On pourrait également faire écrire aux élèves un discours de panthéonisation d’une personne de leur choix, réelle ou fictive, pour travailler l’argumentation, inciter les élèves à se mettre à la place d’autrui et à développer les qualités et les réalisations d’un grand personnage ayant œuvré pour un monde plus juste.
Corpus 4 - Une lecture engageante et engagée
Martha Nussbaum L’Art d’être juste/ Laure Murat, Proust, roman familial
Afficher le corpus 4
Enfin, la lecture d’un extrait de Proust, roman familial de Laure Murat, associé au texte 4 de Martha Nussbaum, oriente la réflexion sur le pouvoir de la fiction comme détour vers la réalité sociale. L’extrait de L’Art d’être juste de Martha Nussbaum met en lumière la dimension politique de la littérature. En nous faisant entrer dans la vie de membres de groupes opprimés, la littérature aide à démanteler les stéréotypes, à comprendre l’autre dans ses conditions sociales concrètes. Elle propose donc une lecture engagée, tournée vers l’égalité sociale et la lutte contre les discriminations. L’éducation littéraire devient un acte de transmission engagé, formant les élèves à penser les inégalités et à développer une conscience sociale. Enfin, le lien entre fiction, compréhension sociale et critique du réel est mis en lumière dans les textes de Martha Nussbaum et Laure Murat. Tous deux rappellent que la littérature permet d’habiter la vie d’autrui, en particulier celle des groupes opprimés ou socialement éloignés. Chez Laure Murat, c’est la lecture de Proust qui permet à la narratrice de prendre conscience de l’artificialité du monde aristocratique qui l’entoure. Le roman, par une sublimation critique, donne corps à un monde jusqu’alors perçu comme « gazeux » ou vide. Il en révèle les rouages, les discours creux, les simulacres. Ainsi, la lecture devient un outil de démystification sociale, capable de transformer la perception de sa propre classe.

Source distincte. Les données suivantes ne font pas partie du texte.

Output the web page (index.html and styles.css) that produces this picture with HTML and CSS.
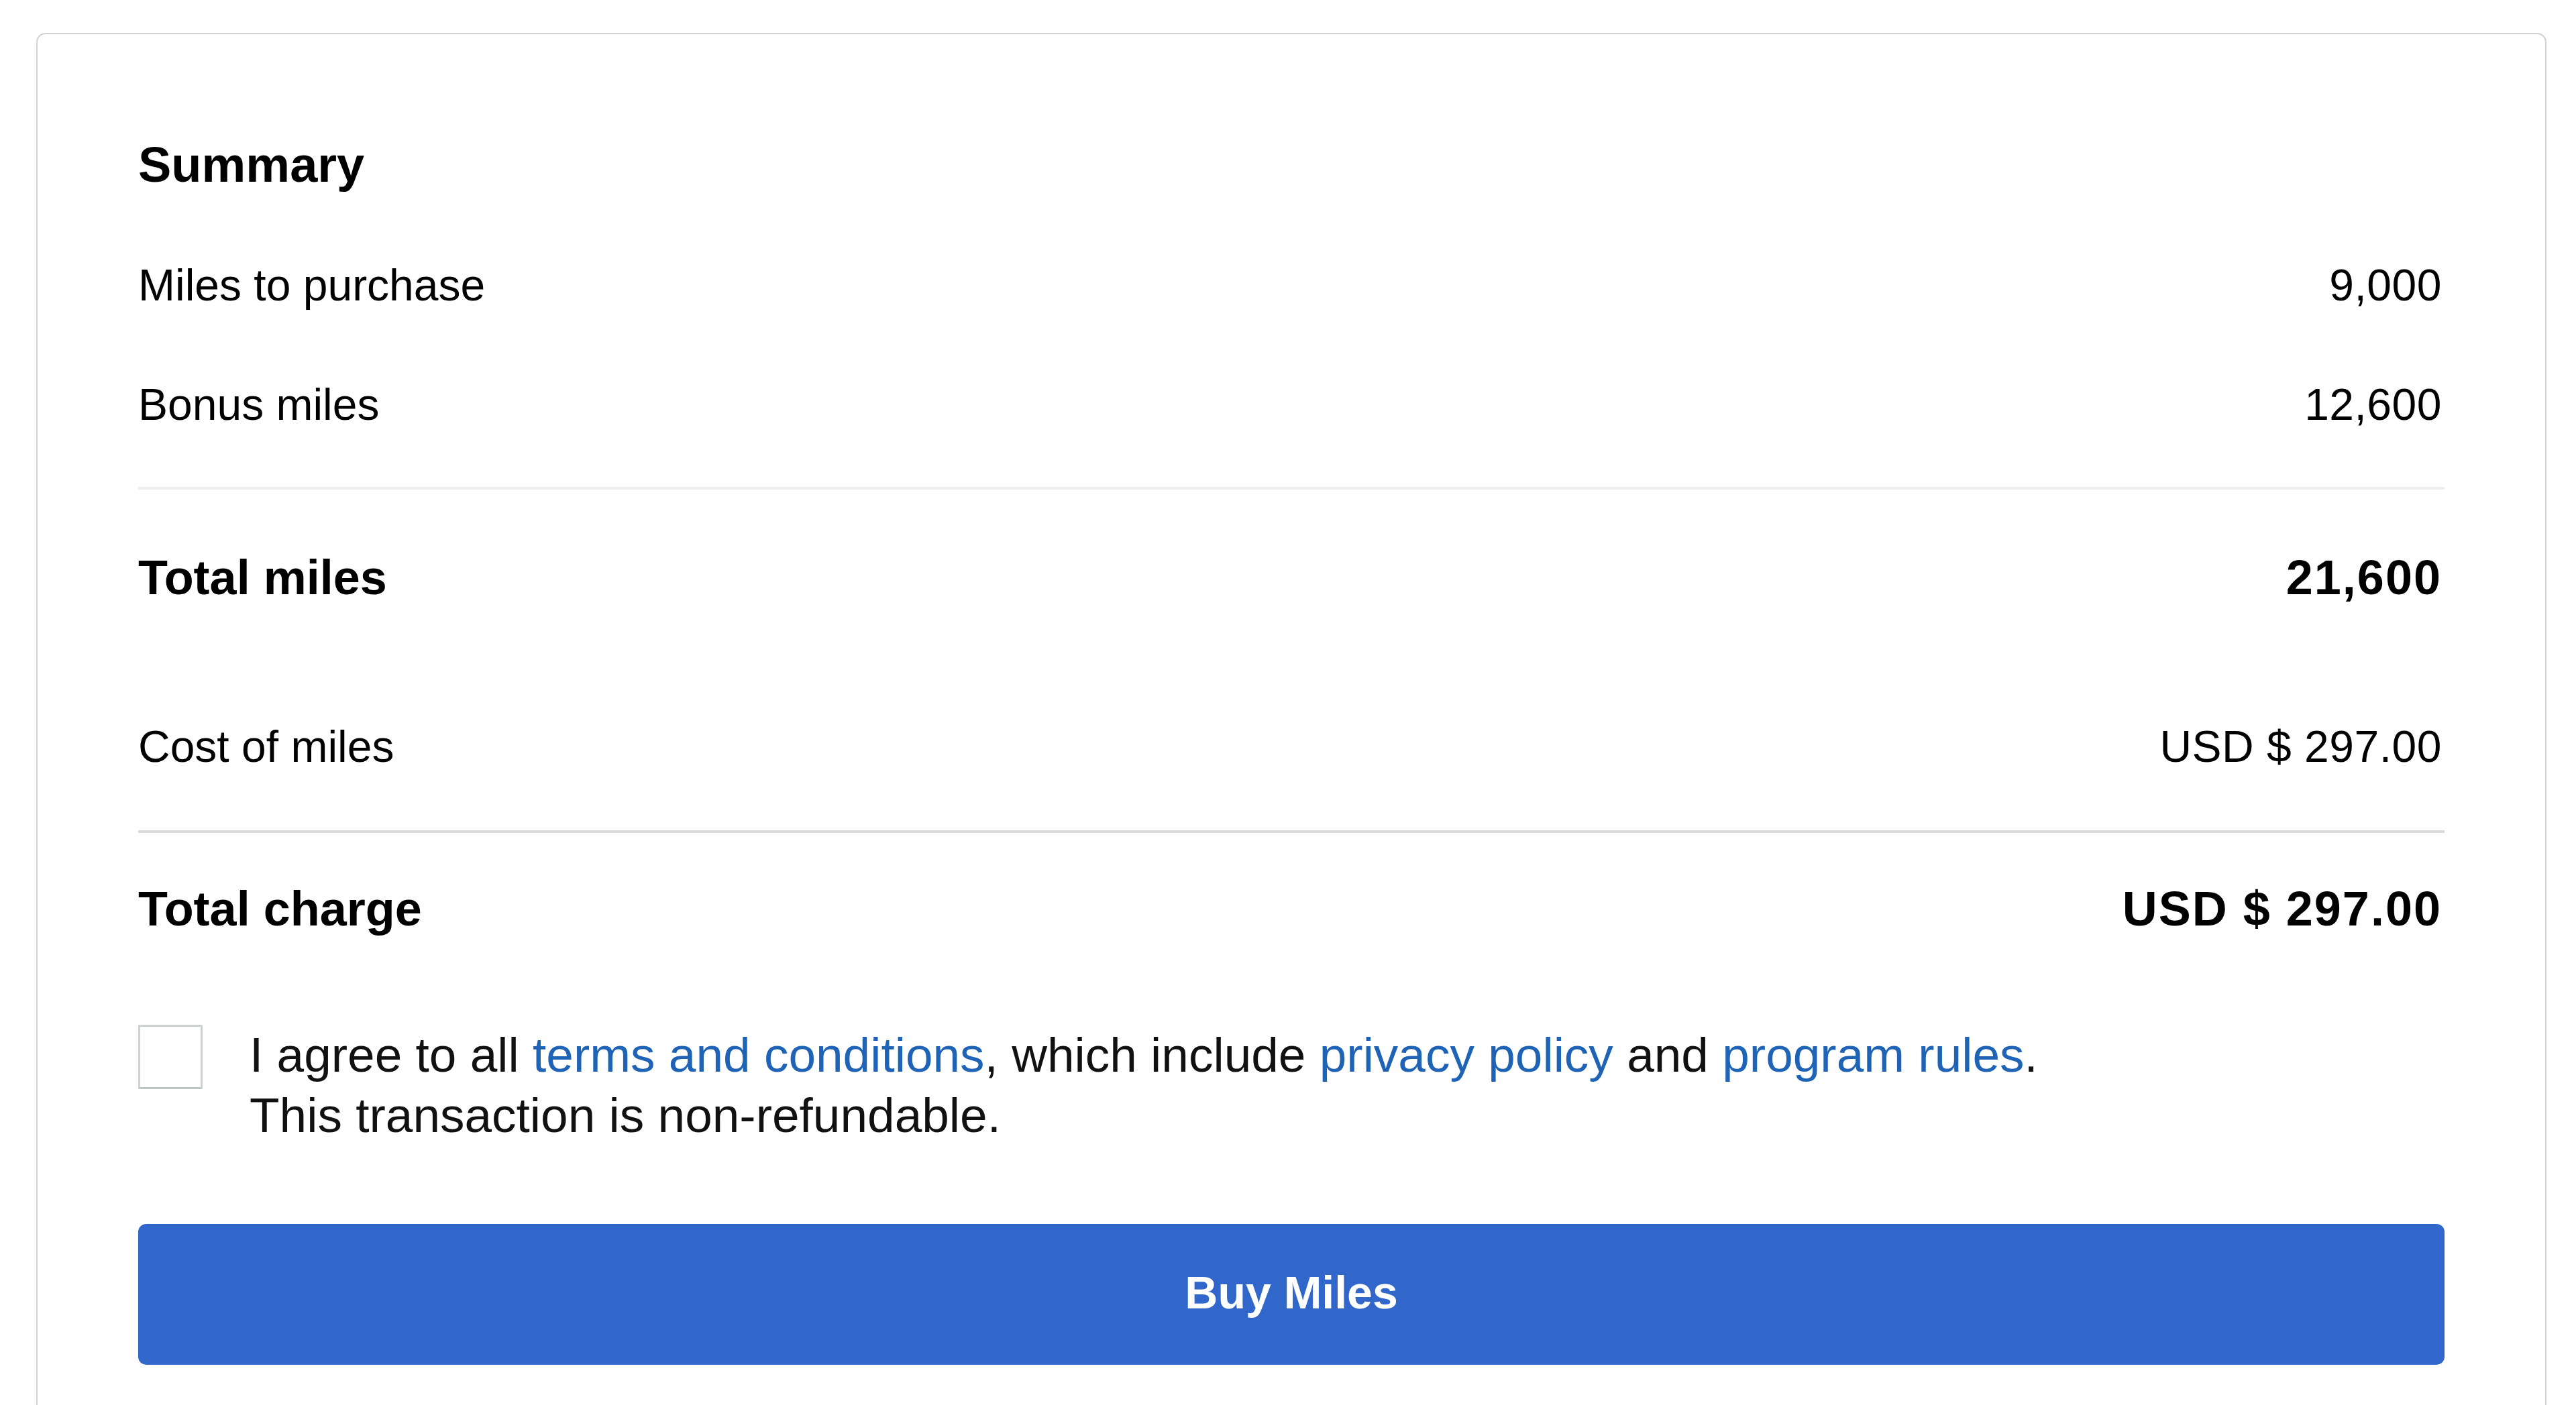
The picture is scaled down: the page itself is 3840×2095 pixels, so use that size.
FILE: index.html
```html
<!DOCTYPE html>
<html lang="en">
<head>
<meta charset="utf-8">
<title>Summary</title>
<link rel="stylesheet" href="styles.css">
</head>
<body>
<section class="card">
  <h2 class="card-title">Summary</h2>
  <div class="row row-first"><span>Miles to purchase</span><span class="value">9,000</span></div>
  <div class="row row-next"><span>Bonus miles</span><span class="value">12,600</span></div>
  <hr class="divider divider-light">
  <div class="row row-total row-total-miles"><span>Total miles</span><span class="value">21,600</span></div>
  <div class="row row-cost"><span>Cost of miles</span><span class="value">USD $ 297.00</span></div>
  <hr class="divider divider-dark">
  <div class="row row-total row-charge"><span>Total charge</span><span class="value">USD $ 297.00</span></div>
  <label class="agree">
    <input type="checkbox" class="checkbox">
    <span class="agree-text">I agree to all <a href="#" class="link">terms and conditions</a>, which include <a href="#" class="link">privacy policy</a> and <a href="#" class="link">program rules</a>.<br>This transaction is non-refundable.</span>
  </label>
  <button type="button" class="buy">Buy Miles</button>
</section>
</body>
</html>
```

FILE: styles.css
```css
body {
  margin: 0;
  background: #ffffff;
  font-family: "Liberation Sans", Arial, sans-serif;
  color: #000000;
}

.card {
  box-sizing: border-box;
  width: 3742px;
  margin: 49px 0 0 54px;
  border: 2px solid #d0d3d6;
  border-radius: 14px;
  padding: 150px 150px 300px;
}

.card-title {
  margin: 0;
  font-size: 74px;
  line-height: 90px;
  font-weight: 700;
}

.row {
  display: flex;
  justify-content: space-between;
  font-size: 66px;
  line-height: 80px;
}

.value {
  margin-right: 4px;
  letter-spacing: 0.5px;
}

.row-first { margin-top: 94px; }
.row-next { margin-top: 98px; }

.divider {
  border: 0;
  height: 4px;
  margin: 0;
}

.divider-light {
  margin-top: 83px;
  background: #ededed;
}

.divider-dark {
  margin-top: 85px;
  background: #dadada;
}

.row-total {
  font-size: 72px;
  line-height: 90px;
  font-weight: 700;
}

.row-total .value {
  letter-spacing: 2px;
}

.row-total-miles { margin-top: 86px; }
.row-cost { margin-top: 167px; }
.row-charge { margin-top: 68px; }

.agree {
  display: flex;
  align-items: flex-start;
  gap: 70px;
  margin-top: 128px;
  font-size: 73px;
  line-height: 90px;
}

.checkbox {
  appearance: none;
  -webkit-appearance: none;
  box-sizing: border-box;
  flex: 0 0 96px;
  width: 96px;
  height: 96px;
  margin: 0;
  border: 3px solid #cdd1d2;
  border-bottom-color: #bfc4c5;
  border-radius: 2px;
  background: #ffffff;
}

.agree-text {
  font-weight: 400;
  color: #111111;
}

.link {
  color: #1f63b6;
  text-decoration: none;
}

.buy {
  display: block;
  width: 100%;
  height: 210px;
  margin-top: 117px;
  padding: 0 0 6px;
  border: 0;
  border-radius: 12px;
  background: #3167cb;
  color: #ffffff;
  font-family: "Liberation Sans", Arial, sans-serif;
  font-size: 68px;
  font-weight: 700;
}
```
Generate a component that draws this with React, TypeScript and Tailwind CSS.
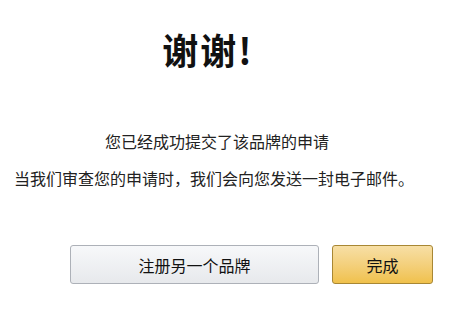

- Une question commune à la philosophie et à la littérature : comment la lecture et l’accès à des mondes fictifs permet-elle de donner corps au monde réel et de comprendre le fonctionnement de certaines classes sociales ?
Bilan et mise en commun
Ce parcours croisé entre philosophie et littérature met donc en lumière un enjeu central de notre temps : l’éducation ne peut se réduire à une accumulation de savoirs. Elle doit viser l’autonomie des individus, en nourrissant leurs émotions, leur imagination, leur capacité à juger et à agir librement. Les capabilités, selon Martha Nussbaum, ne sont effectives que si les individus peuvent réellement choisir une vie qu’ils ont des raisons de valoriser – et c’est précisément ce que permet l’expérience littéraire lorsqu’elle est portée par une pédagogie de la reconnaissance, de la transmission, et du dialogue.
Les groupes ont été remaniés pour permettre un partage croisé des lectures et des questions. Cela a nourri des échanges riches sur les apports respectifs des approches littéraire et philosophique.
Deux nouvelles questions ont émergé :
- l’imagination peut-elle être un levier contre les déterminismes ?
- peut-on développer l’imagination par la lecture ?
La mise en commun finale a permis de dégager une conclusion forte : l’imagination, comme capabilité centrale, permet la formation du jugement en cultivant la capacité à se représenter autrui, à reconnaître des injustices, et à agir de manière réfléchie. L’émotion, loin d’être un obstacle, devient un vecteur de lucidité morale et de justice sociale. Dans cette perspective, les humanités (arts, littérature, philosophie) jouent un rôle fondamental. Non pas seulement comme contenus à transmettre, mais comme expériences formatrices capables de susciter la prise de conscience de l’autre, la remise en question de soi, et la reconnaissance des injustices systémiques. L’éducation devient ainsi un lieu de transformation intérieure et de construction du jugement, plutôt qu’une simple accumulation de savoirs. La réflexion de Martha Nussbaum met aussi en lumière l’importance des émotions dans l’apprentissage moral : loin d’être des obstacles à la rationalité, elles en sont les alliées, guidant l’action juste. Martha Nussbaum s’appuie notamment sur l’expérience littéraire pour montrer que l’identification empathique avec les personnages de fiction forme le socle d’une justice sociale plus humaine, capable de dépasser les stéréotypes.
Ainsi, ces textes littéraires et philosophiques interrogent la finalité de l’éducation : transmettre pour mieux libérer, enseigner pour mieux transformer, former des individus capables de se penser eux-mêmes et de penser l’autre, dans une visée éthique et politique. C’est en cela qu’ils s’inscrivent pleinement dans les enjeux contemporains de l’éducation, en lien avec les valeurs démocratiques, la lutte contre les discriminations et la promotion de l’autonomie individuelle. Dans le cadre d’une éducation démocratique et émancipatrice, l’enjeu ne se limite pas à transmettre des savoirs théoriques ou techniques : il s’agit aussi de former des individus capables de juger, d’agir avec discernement et de vivre avec les autres dans le respect et la justice.